As for my explanations.

I know I've been online voting for stories and commenting but not updating any of my own works. Don't kill me. I read these stories as my own stress relief and when I'm not home. I prefer to write when I'm calm and not about to stab something.

For those who care, I have reasons for not updating anything.

1- Two of my closest friends got into a fight and I wanted to help them. They're amazing people and I don't know what I'd do without them, but I can't anymore. Let's call them Katrina and Vivian, to protect the innocent. Katrina is depressed and suicidal. She cuts sometimes and of course, Vivian and I worry about her. We try our hardest to help but sometimes Katrina just doesn't accept or acknowledge it. The other day Vivian lost it. She came to me in tears about not being able to do anything for her friends and I felt so helpless. I went to talk to Katrina but, she pushed me away. I must've said the wrong thing. She told me to leave her alone, don't speak to her anymore, things like that. We haven't spoken in a while and I'm worried. If you're reading this, Katrina and Vivian, please talk to me. I'm sorry for fucking things up.

2- I'm so fucking done with my family. It's constant abuse and neglecting with them. Before I went on vacation, I was stuck in an apartment with 6 people. The most I ate in that time was a waffle every day. I slept by the patio with my dog since there wasn't enough space and I was the youngest. I never said anything either and I regret that. I've been feeling so fucking neglected by everyone but I just brush it off like I'm fine. Like with my friends. None of them knew about the scars and burns I make on my body because I hate when they worry about me. I didn't mind that they didn't know, but I just can't anymore. I'm depressed and always upset but I don't even know why. Does that make any sense?!

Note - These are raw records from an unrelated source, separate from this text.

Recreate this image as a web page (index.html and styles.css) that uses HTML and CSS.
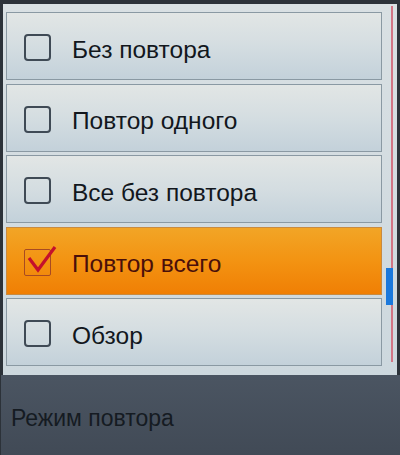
FILE: index.html
```html
<!DOCTYPE html>
<html lang="ru">

<head>
    <meta charset="UTF-8">
    <meta name="viewport" content="width=device-width, initial-scale=1.0">
    <title>Режим повтора</title>
    <link rel="stylesheet" href="styles.css">
</head>

<body>
    <div class="screen">
        <div class="panel">
            <div class="list">
                <div class="row">
                    <span class="box"></span>
                    <span class="label">Без повтора</span>
                </div>
                <div class="row">
                    <span class="box"></span>
                    <span class="label">Повтор одного</span>
                </div>
                <div class="row">
                    <span class="box"></span>
                    <span class="label">Все без повтора</span>
                </div>
                <div class="row selected">
                    <span class="box checked">
                        <svg width="36" height="32" viewBox="0 0 36 32">
                            <polyline points="7,15 16,27 33,4" fill="none" stroke="#c4102c" stroke-width="3.2" stroke-linejoin="miter" />
                        </svg>
                    </span>
                    <span class="label">Повтор всего</span>
                </div>
                <div class="row">
                    <span class="box"></span>
                    <span class="label">Обзор</span>
                </div>
            </div>
            <div class="scrollbar">
                <div class="thumb"></div>
            </div>
        </div>
        <div class="footer">Режим повтора</div>
    </div>
</body>

</html>
```

FILE: styles.css
```css
body {
    margin: 0;
    padding: 0;
    background-color: #22272d;
    font-family: 'Liberation Sans', Arial, sans-serif;
}

.screen {
    width: 400px;
    height: 455px;
    padding-top: 4px;
    box-sizing: border-box;
    display: flex;
    flex-direction: column;
    background-color: #2c3239;
}

.panel {
    height: 371px;
    margin-left: 3px;
    margin-right: 3px;
    display: flex;
    background: linear-gradient(#d9e0e3, #cdd8de);
}

.list {
    width: 379px;
    margin-left: 3px;
    padding-top: 8px;
    display: flex;
    flex-direction: column;
    gap: 3.5px;
}

.row {
    height: 68px;
    box-sizing: border-box;
    border: 1px solid #8a99a3;
    background: linear-gradient(#e2e6e5, #d4dde1 50%, #c3d1da);
    display: flex;
    align-items: center;
    padding-left: 17px;
    padding-top: 3px;
}

.box {
    width: 27px;
    height: 27px;
    box-sizing: border-box;
    border: 2px solid #3f4a55;
    border-radius: 4px;
    position: relative;
}

.label {
    margin-left: 21px;
    margin-top: 4px;
    font-size: 24.5px;
    color: #12171d;
}

.row.selected {
    background: linear-gradient(#f2a526, #f39312 50%, #f07f04);
    border-color: #c88a40;
}

.row.selected .label {
    color: #4a0f0a;
}

.box.checked {
    border: 1.5px solid #a84a22;
    border-radius: 2px;
}

.box.checked svg {
    position: absolute;
    left: -3px;
    top: -7px;
}

.scrollbar {
    width: 12px;
    margin-left: 3px;
    display: flex;
    flex-direction: column;
    align-items: flex-start;
    background: linear-gradient(90deg, transparent 6px, #d27585 6px, #d27585 8px, transparent 8px) no-repeat 0 2px / 12px 356px;
}

.thumb {
    width: 7px;
    height: 37px;
    margin-top: 264px;
    margin-left: 1px;
    background-color: #1a78dc;
}

.footer {
    flex: 1;
    background: linear-gradient(#4b5562, #414a56);
    color: #151b22;
    font-size: 23px;
    line-height: 23px;
    padding-top: 32px;
    padding-left: 10px;
    margin-left: 1px;
}
```
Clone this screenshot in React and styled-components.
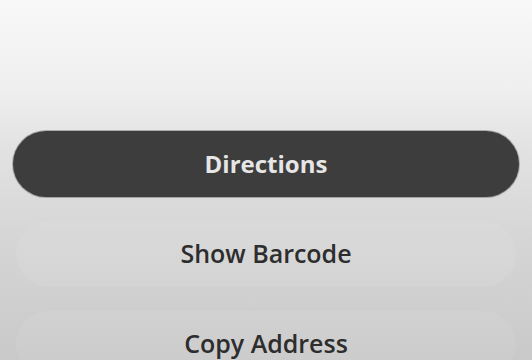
import React from "react";
import styled, { createGlobalStyle } from "styled-components";

const Global = createGlobalStyle`
  html, body { margin: 0; padding: 0; }
  body {
    width: 532px;
    height: 360px;
    overflow: hidden;
    font-family: "Open Sans", "Noto Sans", sans-serif;
    background: linear-gradient(180deg, #f8f8f8 0%, #efefef 25%, #e3e3e3 40%, #d6d6d6 65%, #c9c9c9 100%);
  }
`;

const Sheet = styled.div`
  display: flex;
  flex-direction: column;
  gap: 24px;
  padding: 131px 13px 0;
  height: 360px;
  box-sizing: border-box;
`;

const Action = styled.button`
  all: unset;
  box-sizing: border-box;
  display: flex;
  align-items: center;
  justify-content: center;
  height: 66px;
  border-radius: 33px;
  cursor: pointer;
  flex-shrink: 0;
  padding-bottom: 2px;
  background: ${(p) => (p.$primary ? "#3d3d3d" : "rgba(255,255,255,0.07)")};
  color: ${(p) => (p.$primary ? "#e6e6e6" : "#2d2d2d")};
  font-size: ${(p) => (p.$primary ? "24px" : "25px")};
  font-weight: ${(p) => (p.$primary ? 700 : 600)};
  margin: ${(p) => (p.$primary ? "0" : "0 3px")};
  box-shadow: ${(p) =>
    p.$primary ? "0 0 0 1px rgba(0,0,0,0.25)" : "none"};
`;

export default function App() {
  return (
    <>
      <Global />
      <Sheet>
        <Action $primary>Directions</Action>
        <Action>Show Barcode</Action>
        <Action>Copy Address</Action>
      </Sheet>
    </>
  );
}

3- My soon-to-be stepdad had a blood clot [I think that's what it's called] in his brain by his spinal cord. He's been in a few motorcycle accidents so he's lived with some brain trauma. He also smokes and drinks a lot so it wasn't really a good combination. At the moment, he's in ICU and they don't know if he'll live or not. My mom is now stuck in Florida with no support from her own goddamn sisters. She's breaking down and I haven't been able to contact her for a few days. My own aunts don't wanna go and look for her anyways. I'm in NY, so there's nothing I can do. I'm helpless.

4- No one cares. And I'm okay with that. It's better this way.